Ontem assisti uma palestra sua na tv Cultura... Uma coisa que me deixou muito impressionada assim que liguei no canal é que você disse uma coisa que justamente estava martelando na minha cabeça a semana toda... O problema entre o modelo socioeconomico atual e a sustentabilidade... Eu faço faculdade de gestão empresarial e no ano passado cursei a matéria Economia... Infelizmente meu professor não sabia falar em outra coisa senão crescimento econômico a qualquer custo (ok... a realidade não foi tão dura assim... mas que ele nem tocou no tema sustentabilidade, ele não tocou)... Enfim... Para mim o problema maior não está em simplesmente reverter um processo que prejudica o meio ambiente... O maior problema é reverter este processo na cabeça das pessoas... E ISSO é muito complexo! Não estou falando apenas na massa, mas em toda uma sociedade que se acostumou em ser capitalista, se acostumou em ter um bichinho econômico um pouco mais desenvolvido preocupado em como conseguir os recursos(mas que continua sem prestar atenção para onde vão seus resíduos). Isso é alarmante... Para mim, são falhas que tropeçam em falhas e tornam a tropeçam em outras falhas... Sinceramente, vejo a educação como um fator importante que tem sido constantemente deixado de lado, seja pelo governo ou pelos jovens que se desmotivaram cada vez mais... É certo que a cultura da preservação ambiental não pode nascer sozinha como um passe de mágica... Não, isso não acontece tão fácil assim... Quem derruba árvores na Amazônia hoje, foi ensinado que a natureza é cíclica e infinita, e essa idéia não é inata. Os super-poderosos do mundo dos negócios exploram seus trabalhadores e nosso sistema natural, não apenas por ganância, mas por que foram ensinados a pensar deste jeito.
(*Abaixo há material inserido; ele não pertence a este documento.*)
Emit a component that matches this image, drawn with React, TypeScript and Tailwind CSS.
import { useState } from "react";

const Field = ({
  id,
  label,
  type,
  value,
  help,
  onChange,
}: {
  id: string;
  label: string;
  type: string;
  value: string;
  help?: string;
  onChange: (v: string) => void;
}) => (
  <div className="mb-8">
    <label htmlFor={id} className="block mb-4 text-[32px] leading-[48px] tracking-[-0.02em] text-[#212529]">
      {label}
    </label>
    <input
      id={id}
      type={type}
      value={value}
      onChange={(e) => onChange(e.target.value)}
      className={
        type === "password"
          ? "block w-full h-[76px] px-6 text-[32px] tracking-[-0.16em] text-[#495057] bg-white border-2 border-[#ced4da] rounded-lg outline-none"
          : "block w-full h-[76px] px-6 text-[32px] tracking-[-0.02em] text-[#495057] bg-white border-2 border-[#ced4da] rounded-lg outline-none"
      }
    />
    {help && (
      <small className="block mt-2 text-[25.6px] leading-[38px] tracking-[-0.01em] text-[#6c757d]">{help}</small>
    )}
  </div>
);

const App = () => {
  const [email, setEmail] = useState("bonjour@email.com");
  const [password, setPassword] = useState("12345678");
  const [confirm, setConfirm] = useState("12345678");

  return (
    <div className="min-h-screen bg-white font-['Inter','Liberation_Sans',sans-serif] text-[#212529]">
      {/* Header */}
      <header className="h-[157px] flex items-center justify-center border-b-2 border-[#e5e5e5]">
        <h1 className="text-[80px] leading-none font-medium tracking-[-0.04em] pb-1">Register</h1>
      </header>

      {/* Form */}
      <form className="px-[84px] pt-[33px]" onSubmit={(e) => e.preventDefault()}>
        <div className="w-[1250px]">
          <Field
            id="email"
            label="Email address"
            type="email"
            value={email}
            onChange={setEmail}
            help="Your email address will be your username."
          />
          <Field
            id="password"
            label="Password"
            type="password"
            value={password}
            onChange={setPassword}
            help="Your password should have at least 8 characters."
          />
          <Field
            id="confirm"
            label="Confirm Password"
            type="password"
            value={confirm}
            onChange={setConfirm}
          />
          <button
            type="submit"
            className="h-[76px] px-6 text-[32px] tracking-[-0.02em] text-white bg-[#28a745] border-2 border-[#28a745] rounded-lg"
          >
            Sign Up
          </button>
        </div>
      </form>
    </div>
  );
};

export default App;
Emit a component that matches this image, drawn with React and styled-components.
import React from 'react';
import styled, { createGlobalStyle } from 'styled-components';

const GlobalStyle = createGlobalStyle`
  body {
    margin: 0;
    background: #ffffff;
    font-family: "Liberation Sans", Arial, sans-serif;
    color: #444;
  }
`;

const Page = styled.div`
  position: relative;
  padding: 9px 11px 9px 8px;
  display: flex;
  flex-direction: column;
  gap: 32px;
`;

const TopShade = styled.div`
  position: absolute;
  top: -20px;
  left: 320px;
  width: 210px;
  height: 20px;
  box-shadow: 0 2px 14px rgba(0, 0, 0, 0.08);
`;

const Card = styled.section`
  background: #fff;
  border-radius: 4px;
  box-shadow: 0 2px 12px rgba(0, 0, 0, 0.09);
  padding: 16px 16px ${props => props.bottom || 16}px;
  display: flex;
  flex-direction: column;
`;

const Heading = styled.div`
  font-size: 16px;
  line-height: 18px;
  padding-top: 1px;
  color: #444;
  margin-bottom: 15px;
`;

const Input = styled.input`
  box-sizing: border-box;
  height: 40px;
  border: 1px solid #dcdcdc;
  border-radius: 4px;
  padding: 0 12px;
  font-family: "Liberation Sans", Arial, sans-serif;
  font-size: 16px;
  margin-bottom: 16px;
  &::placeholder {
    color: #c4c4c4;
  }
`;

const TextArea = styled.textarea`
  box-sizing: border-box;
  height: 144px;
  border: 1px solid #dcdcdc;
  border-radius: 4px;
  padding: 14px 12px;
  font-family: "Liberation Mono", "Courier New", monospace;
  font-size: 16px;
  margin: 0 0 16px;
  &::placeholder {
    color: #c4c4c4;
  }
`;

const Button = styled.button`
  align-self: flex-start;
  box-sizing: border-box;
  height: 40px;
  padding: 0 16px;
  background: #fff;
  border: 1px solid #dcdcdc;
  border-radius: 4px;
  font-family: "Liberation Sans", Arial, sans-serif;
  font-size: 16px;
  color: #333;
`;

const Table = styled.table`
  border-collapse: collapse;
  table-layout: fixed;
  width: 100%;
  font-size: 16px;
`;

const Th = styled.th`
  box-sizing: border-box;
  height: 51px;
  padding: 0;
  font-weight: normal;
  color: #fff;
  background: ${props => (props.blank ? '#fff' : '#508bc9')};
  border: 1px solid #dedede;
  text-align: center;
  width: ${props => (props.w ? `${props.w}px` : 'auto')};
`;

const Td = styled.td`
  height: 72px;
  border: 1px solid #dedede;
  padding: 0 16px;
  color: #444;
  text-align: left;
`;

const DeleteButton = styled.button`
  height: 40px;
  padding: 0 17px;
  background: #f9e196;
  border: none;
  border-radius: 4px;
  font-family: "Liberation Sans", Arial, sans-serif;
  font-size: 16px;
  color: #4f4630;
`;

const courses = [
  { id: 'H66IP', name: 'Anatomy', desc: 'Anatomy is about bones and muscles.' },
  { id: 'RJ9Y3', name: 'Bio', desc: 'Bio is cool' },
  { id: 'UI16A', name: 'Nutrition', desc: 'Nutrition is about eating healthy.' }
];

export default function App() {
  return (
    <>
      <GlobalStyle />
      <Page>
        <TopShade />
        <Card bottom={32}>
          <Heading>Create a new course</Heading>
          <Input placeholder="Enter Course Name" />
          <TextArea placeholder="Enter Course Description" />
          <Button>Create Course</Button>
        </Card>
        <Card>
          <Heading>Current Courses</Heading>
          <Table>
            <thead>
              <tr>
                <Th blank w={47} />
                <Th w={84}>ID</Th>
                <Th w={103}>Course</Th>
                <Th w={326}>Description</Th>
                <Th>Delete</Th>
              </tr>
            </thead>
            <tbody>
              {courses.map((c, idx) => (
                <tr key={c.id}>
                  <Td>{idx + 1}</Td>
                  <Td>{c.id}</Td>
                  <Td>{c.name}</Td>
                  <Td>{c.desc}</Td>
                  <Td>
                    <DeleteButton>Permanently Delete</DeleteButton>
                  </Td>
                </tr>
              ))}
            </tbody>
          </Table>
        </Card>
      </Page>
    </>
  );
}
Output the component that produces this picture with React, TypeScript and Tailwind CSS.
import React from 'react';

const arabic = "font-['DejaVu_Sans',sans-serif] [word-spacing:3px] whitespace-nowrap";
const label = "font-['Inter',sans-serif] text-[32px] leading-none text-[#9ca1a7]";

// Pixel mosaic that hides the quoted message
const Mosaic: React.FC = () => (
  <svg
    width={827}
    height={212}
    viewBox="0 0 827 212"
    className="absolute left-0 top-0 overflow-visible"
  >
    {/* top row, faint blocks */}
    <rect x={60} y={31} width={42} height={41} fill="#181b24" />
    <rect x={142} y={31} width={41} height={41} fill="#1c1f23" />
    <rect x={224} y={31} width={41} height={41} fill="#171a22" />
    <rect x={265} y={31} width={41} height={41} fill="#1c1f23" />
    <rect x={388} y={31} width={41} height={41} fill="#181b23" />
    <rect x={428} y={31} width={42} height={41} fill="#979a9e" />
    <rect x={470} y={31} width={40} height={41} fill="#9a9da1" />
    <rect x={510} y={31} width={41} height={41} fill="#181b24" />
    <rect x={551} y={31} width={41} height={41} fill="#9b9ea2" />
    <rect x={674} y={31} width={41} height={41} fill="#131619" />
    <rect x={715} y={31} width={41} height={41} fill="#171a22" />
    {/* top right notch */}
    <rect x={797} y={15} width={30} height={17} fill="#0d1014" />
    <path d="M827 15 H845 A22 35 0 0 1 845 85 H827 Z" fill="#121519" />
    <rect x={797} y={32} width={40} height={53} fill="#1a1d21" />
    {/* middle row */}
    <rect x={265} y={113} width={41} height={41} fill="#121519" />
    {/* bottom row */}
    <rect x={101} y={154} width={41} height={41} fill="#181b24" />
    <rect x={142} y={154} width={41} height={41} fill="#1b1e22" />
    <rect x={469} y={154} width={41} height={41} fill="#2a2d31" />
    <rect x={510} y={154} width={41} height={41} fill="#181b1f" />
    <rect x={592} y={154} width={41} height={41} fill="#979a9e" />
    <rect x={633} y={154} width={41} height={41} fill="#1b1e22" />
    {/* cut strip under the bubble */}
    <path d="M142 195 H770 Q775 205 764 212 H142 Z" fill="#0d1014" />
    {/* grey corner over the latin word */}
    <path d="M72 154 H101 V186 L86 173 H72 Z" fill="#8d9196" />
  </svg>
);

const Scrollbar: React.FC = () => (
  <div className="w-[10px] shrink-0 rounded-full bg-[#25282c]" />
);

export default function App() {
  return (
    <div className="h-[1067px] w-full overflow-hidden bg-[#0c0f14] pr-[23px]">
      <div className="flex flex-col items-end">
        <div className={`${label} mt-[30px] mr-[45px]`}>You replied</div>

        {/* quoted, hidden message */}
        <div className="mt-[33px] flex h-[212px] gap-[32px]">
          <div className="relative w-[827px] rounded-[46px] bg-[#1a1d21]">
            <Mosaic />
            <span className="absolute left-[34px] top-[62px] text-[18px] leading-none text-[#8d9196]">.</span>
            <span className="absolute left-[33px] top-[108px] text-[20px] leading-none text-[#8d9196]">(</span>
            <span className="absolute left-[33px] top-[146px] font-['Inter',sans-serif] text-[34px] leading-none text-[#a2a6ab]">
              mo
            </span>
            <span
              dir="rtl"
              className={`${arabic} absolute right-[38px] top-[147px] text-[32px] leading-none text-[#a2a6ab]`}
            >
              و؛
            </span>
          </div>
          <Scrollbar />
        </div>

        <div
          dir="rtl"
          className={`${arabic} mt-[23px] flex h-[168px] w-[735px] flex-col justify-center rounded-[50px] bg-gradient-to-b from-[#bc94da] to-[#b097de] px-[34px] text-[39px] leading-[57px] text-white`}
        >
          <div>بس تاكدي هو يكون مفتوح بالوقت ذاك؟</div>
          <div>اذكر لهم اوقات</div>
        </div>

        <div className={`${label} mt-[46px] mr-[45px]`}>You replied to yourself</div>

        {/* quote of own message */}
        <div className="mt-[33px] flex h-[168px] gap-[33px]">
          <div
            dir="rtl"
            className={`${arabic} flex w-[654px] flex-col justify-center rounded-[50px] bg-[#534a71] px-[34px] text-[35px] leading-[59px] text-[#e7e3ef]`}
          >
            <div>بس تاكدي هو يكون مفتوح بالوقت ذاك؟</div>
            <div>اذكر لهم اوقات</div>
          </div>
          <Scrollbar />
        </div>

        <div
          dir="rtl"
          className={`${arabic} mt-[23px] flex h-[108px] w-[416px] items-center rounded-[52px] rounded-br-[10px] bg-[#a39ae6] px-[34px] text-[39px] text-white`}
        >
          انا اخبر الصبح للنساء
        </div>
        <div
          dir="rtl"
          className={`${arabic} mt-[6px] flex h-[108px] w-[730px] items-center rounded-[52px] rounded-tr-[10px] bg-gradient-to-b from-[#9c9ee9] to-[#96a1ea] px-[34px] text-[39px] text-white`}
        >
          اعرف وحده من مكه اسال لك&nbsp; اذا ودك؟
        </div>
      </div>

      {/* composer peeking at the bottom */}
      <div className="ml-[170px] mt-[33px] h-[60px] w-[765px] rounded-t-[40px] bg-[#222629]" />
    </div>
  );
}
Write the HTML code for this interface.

Este é um assunto que me interessa bastante. A mudança através da educação e da cultura... Não estou sugerindo aqui uma lavagem cerebral nas massas e no poderio econômico, mas sim uma mudança gradual de toda a 'pirâmide' econômica. Isso não é fácil. Mas você tem que concordar comigo que a maioria dos problemas naturais atuais são reflexos de uma sociedade cega e mal acostumada e mal criada. Como uma criança enorme e gorda que come tudo o que vê e faz uma tremenda bagunça em casa... Existem modos de carinhosamente mudar a visão desta criança, mas não vai ser jogando a realidade fria e sem sal nela, nem obrigando-a a recolher toda sua bagunça e guardar debaixo do tapete.

Bem... Existe muita coisa ainda em minha cabeça sobre esse assunto, que eu pretendo transformar em TCC ainda este ano... Mas não vou ficar falando demais por aqui.

Ainda assim, obrigada por suas idéias que esclareceram ainda mais as minhas.